Novelist Kurt Vonnegut Jr. learned a valuable lesson at age 15 that shaped his life and may shape yours.
According to a story in Bits & Pieces, he spent a month working on an archaeological dig. At lunch one day, one of the archaeologists asked Vonnegut a bunch of questions to learn more about the young man. Vonnegut said he participated in theater and choir, enjoyed art and played the violin and piano.
The archaeologist was impressed, but Vonnegut then admitted that he wasn't "any good at any of them." The archaeologist then gave Vonnegut the lesson that changed his life. He said: "I don't think being good at things is the point of doing them. I think you've got all these wonderful experiences with different skills, and that all teaches you things and makes you an interesting person, no matter how well you do them."

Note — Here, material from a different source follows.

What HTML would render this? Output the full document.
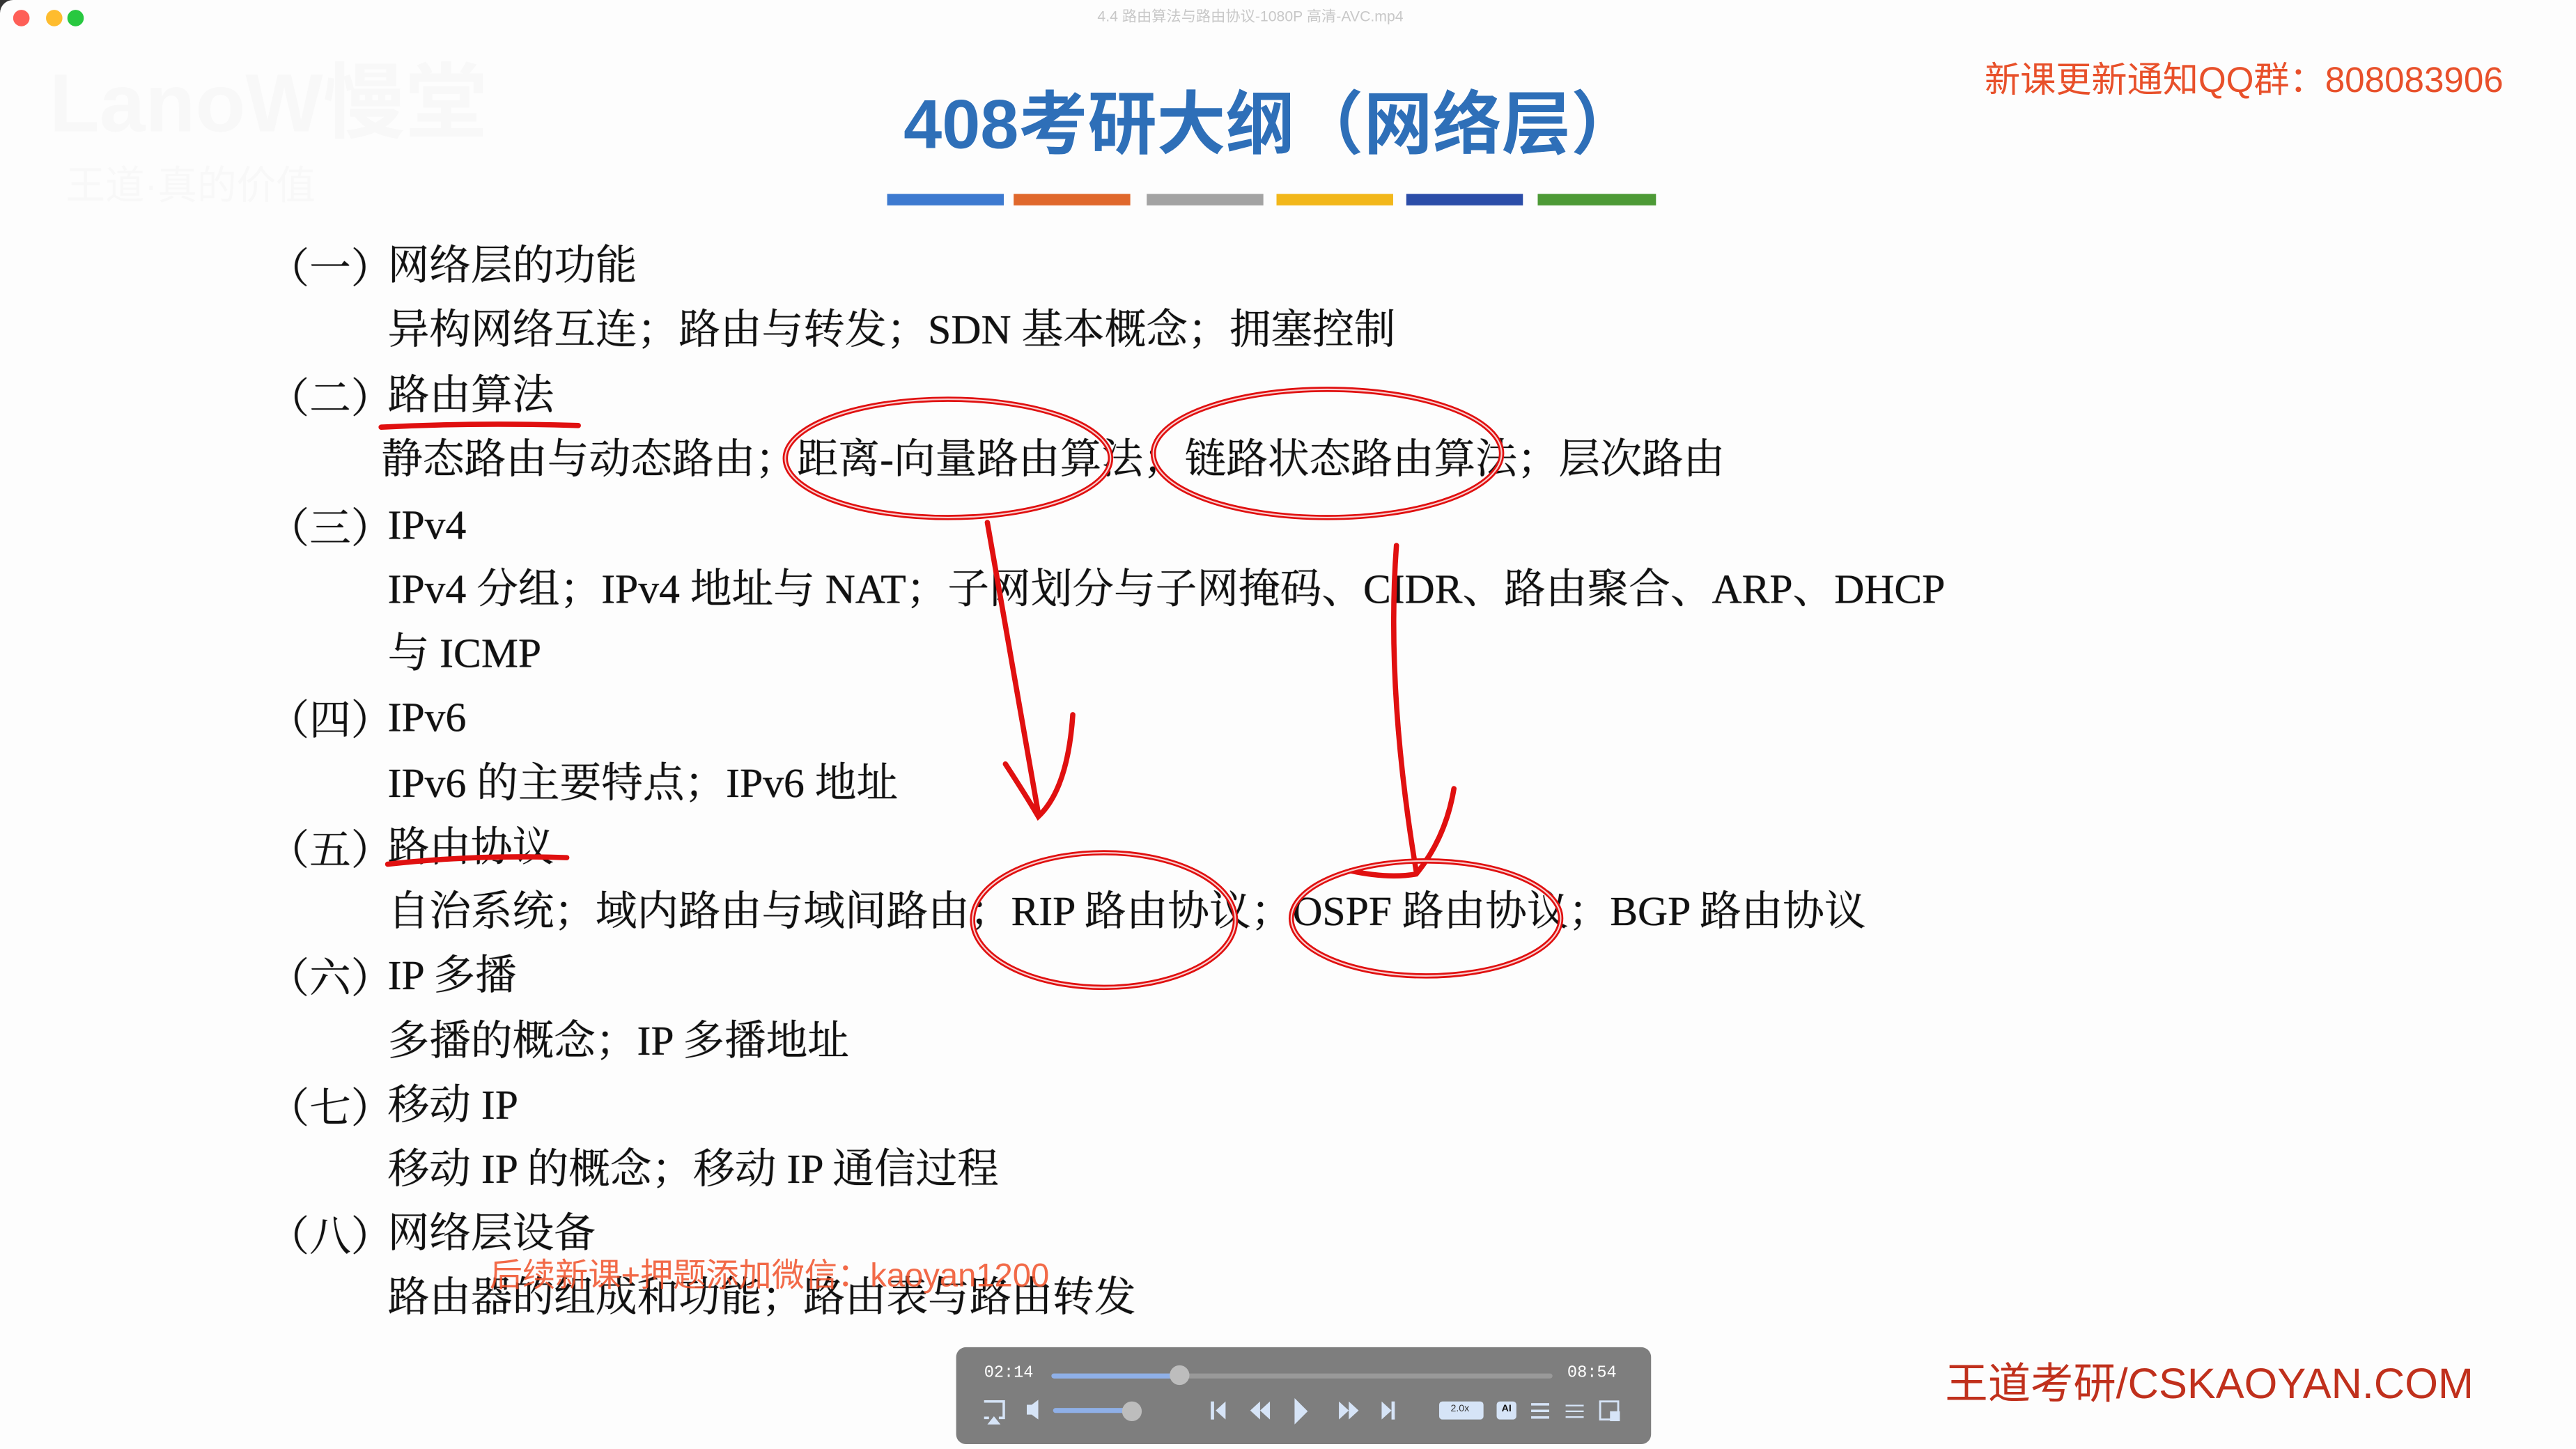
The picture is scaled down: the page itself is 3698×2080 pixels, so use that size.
<!DOCTYPE html>
<html><head><meta charset="utf-8"><style>
html,body{margin:0;padding:0;background:#fff;overflow:hidden;width:3698px;height:2080px}
#w{position:absolute;left:0;top:0;width:1568px;height:882px;transform:scale(2.35842);transform-origin:0 0;background:#fdfdfd}
.t{position:absolute;white-space:nowrap;font-family:"Liberation Serif","Noto Serif CJK SC",serif;font-size:25.3px;color:#111;line-height:1;text-shadow:0 0 0.4px #111;text-spacing-trim:space-all}
.s{font-family:"Liberation Sans","Noto Sans CJK SC",sans-serif;text-shadow:none}
.p{font-family:"Noto Serif CJK SC",serif;text-spacing-trim:space-all;font-feature-settings:"fwid" 1}
.bar{position:absolute;top:118px;height:7px}
</style></head><body><div id="w">
<div style="position:absolute;left:0;top:0;width:8px;height:8px;background:#333"></div>
<div style="position:absolute;left:0;top:0;width:1568px;height:882px;border-radius:8px 8px 0 0;background:#fdfdfd"></div>
<div style="position:absolute;left:8px;top:6px;width:10px;height:10px;border-radius:50%;background:#fe5f57"></div>
<div style="position:absolute;left:28px;top:6px;width:10px;height:10px;border-radius:50%;background:#febc2e"></div>
<div style="position:absolute;left:41px;top:6px;width:10px;height:10px;border-radius:50%;background:#28c840"></div>
<div class="t s" style="left:668px;top:6px;font-size:9px;color:#c8c8c8">4.4 路由算法与路由协议-1080P 高清-AVC.mp4</div>
<div class="t s" style="left:30px;top:38px;font-size:50px;color:#f8f8f8;font-weight:bold">LanoW慢堂</div>
<div class="t s" style="left:40px;top:102px;font-size:24px;color:#f8f8f8">王道·真的价值</div>
<div class="t s" style="left:1208px;top:38px;font-size:21.7px;color:#e8502a">新课更新通知QQ群：808083906</div>
<div class="t s" style="left:550px;top:55px;font-size:42px;color:#2e6fb8;font-weight:bold">408考研大纲（网络层）</div>
<div class="bar" style="left:540px;width:71px;background:#3d7ad0"></div>
<div class="bar" style="left:617px;width:71px;background:#e0682c"></div>
<div class="bar" style="left:698px;width:71px;background:#a3a3a3"></div>
<div class="bar" style="left:777px;width:71px;background:#f2b71a"></div>
<div class="bar" style="left:856px;width:71px;background:#2b4da8"></div>
<div class="bar" style="left:936px;width:72px;background:#4d9a36"></div>
<div class="t p" style="left:163px;top:150px">（一）</div><div class="t" style="left:236px;top:150px">网络层的功能</div>
<div class="t" style="left:236px;top:189px">异构网络互连；路由与转发；SDN 基本概念；拥塞控制</div>
<div class="t p" style="left:163px;top:229px">（二）</div><div class="t" style="left:236px;top:229px">路由算法</div>
<div class="t" style="left:232px;top:268px">静态路由与动态路由；距离-向量路由算法；链路状态路由算法；层次路由</div>
<div class="t p" style="left:163px;top:308px">（三）</div><div class="t" style="left:236px;top:308px">IPv4</div>
<div class="t" style="left:236px;top:347px">IPv4 分组；IPv4 地址与 NAT；子网划分与子网掩码、CIDR、路由聚合、ARP、DHCP</div>
<div class="t" style="left:236px;top:386px">与 ICMP</div>
<div class="t p" style="left:163px;top:425px">（四）</div><div class="t" style="left:236px;top:425px">IPv6</div>
<div class="t" style="left:236px;top:465px">IPv6 的主要特点；IPv6 地址</div>
<div class="t p" style="left:163px;top:504px">（五）</div><div class="t" style="left:236px;top:504px">路由协议</div>
<div class="t" style="left:236px;top:543px">自治系统；域内路由与域间路由；RIP 路由协议；OSPF 路由协议；BGP 路由协议</div>
<div class="t p" style="left:163px;top:582px">（六）</div><div class="t" style="left:236px;top:582px">IP 多播</div>
<div class="t" style="left:236px;top:622px">多播的概念；IP 多播地址</div>
<div class="t p" style="left:163px;top:661px">（七）</div><div class="t" style="left:236px;top:661px">移动 IP</div>
<div class="t" style="left:236px;top:700px">移动 IP 的概念；移动 IP 通信过程</div>
<div class="t p" style="left:163px;top:739px">（八）</div><div class="t" style="left:236px;top:739px">网络层设备</div>
<div class="t" style="left:236px;top:778px">路由器的组成和功能；路由表与路由转发</div>
<div class="t s" style="left:298px;top:767px;font-size:20px;color:rgba(240,80,40,0.85)">后续新课+押题添加微信：kaoyan1200</div>
<div class="t s" style="left:1184px;top:829px;font-size:26px;color:#c0301c">王道考研/CSKAOYAN.COM</div>
<svg style="position:absolute;left:0;top:0" width="1568" height="882" fill="none" stroke-linecap="round">
<g stroke="#e01010" stroke-width="3.2">
<path d="M232 260 Q290 257 352 259"/>
<path d="M236 526 Q290 520 345 522"/>
<ellipse cx="577" cy="279" rx="99" ry="36"/>
<ellipse cx="808" cy="276" rx="106" ry="39"/>
<path d="M601 318 C612 380 622 440 632 495 M612 465 Q625 485 632 497 Q650 480 653 435"/>
<path d="M850 332 C845 400 852 470 862 530 M822 530 Q845 535 862 532 Q880 510 885 480"/>
<ellipse cx="672" cy="560" rx="80" ry="41"/>
<ellipse cx="868" cy="559" rx="82" ry="35"/>
</g>
<g stroke="#fff" stroke-width="0.9" opacity="0.8">
<ellipse cx="577" cy="279" rx="99" ry="36"/>
<ellipse cx="808" cy="276" rx="106" ry="39"/>
<ellipse cx="672" cy="560" rx="80" ry="41"/>
<ellipse cx="868" cy="559" rx="82" ry="35"/>
</g>
</svg>
<div style="position:absolute;left:582px;top:820px;width:423px;height:59px;border-radius:6px;background:#7e7e7e"></div>
<div class="t s" style="left:599px;top:832px;font-size:10px;color:#fff;font-family:'Liberation Mono',monospace">02:14</div>
<div class="t s" style="left:954px;top:832px;font-size:10px;color:#fff;font-family:'Liberation Mono',monospace">08:54</div>
<div style="position:absolute;left:640px;top:836px;width:305px;height:3px;border-radius:2px;background:#999"></div>
<div style="position:absolute;left:640px;top:836px;width:78px;height:3px;border-radius:2px;background:#8fb0e8"></div>
<div style="position:absolute;left:712px;top:831px;width:12px;height:12px;border-radius:50%;background:#bdbdbd"></div>
<div style="position:absolute;left:641px;top:857px;width:48px;height:3px;border-radius:2px;background:#8fb0e8"></div>
<div style="position:absolute;left:683px;top:853px;width:12px;height:12px;border-radius:50%;background:#bdbdbd"></div>
<svg style="position:absolute;left:582px;top:820px" width="423" height="59" fill="#d6e4f7">
<path d="M17 33h12v10h-3M20 43h-3z" stroke="#d6e4f7" fill="none" stroke-width="1.5"/><path d="M19 47l4-5 4 5z"/>
<path d="M43 35h3l4-3v12l-4-3h-3z"/>
<rect x="155" y="33" width="2" height="11"/><path d="M158 38.5l6-5.5v11z"/>
<path d="M179 38.5l6-5.5v11zM185 38.5l6-5.5v11z"/>
<path d="M206 31l8 8-8 8z"/>
<path d="M233 33l6 5.5-6 5.5zM239 33l6 5.5-6 5.5z"/>
<path d="M259 33l6 5.5-6 5.5z"/><rect x="265" y="33" width="2" height="11"/>
<rect x="294" y="33" width="27" height="11" rx="2"/>
<rect x="329" y="33" width="12" height="11" rx="2"/>
<path d="M350 34h11v1.5h-11zM350 38h11v1.5h-11zM350 42h11v1.5h-11z"/>
<path d="M371 35h11v1h-11zM371 38.5h11v1h-11zM371 42h11v1h-11z"/>
<rect x="392" y="33" width="11" height="11" fill="none" stroke="#d6e4f7" stroke-width="1.2"/><rect x="398" y="39" width="6" height="6"/>
</svg>
<div class="t s" style="left:883px;top:855px;font-size:6px;color:#333">2.0x</div>
<div class="t s" style="left:914px;top:855px;font-size:6px;color:#111;font-weight:bold">AI</div>
</div></body></html>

Vonnegut then admitted he went from someone who hadn't been talented enough to excel at anything to someone who did things because he enjoyed them.
He said: "I had been raised in such an achievement-oriented environment, so inundated with the myth of talent, that I thought it was only worth doing things if you could 'win' at them."
Many of us have that mentality, and it prevents us from living up to our full potential.
This may seem contradictory in our society, which is built on being the best, doing the best you can and focusing on your strengths. The subtitle of one of my books is "Do what you love and love what you do." That's the bottom line.
Unless you open yourself up to trying new things, you can't find what you love. In the end, we regret only the chances we didn't take. It's better to look back on life and say, "I can't believe I did that," rather than to look back and say: "I wish I did that."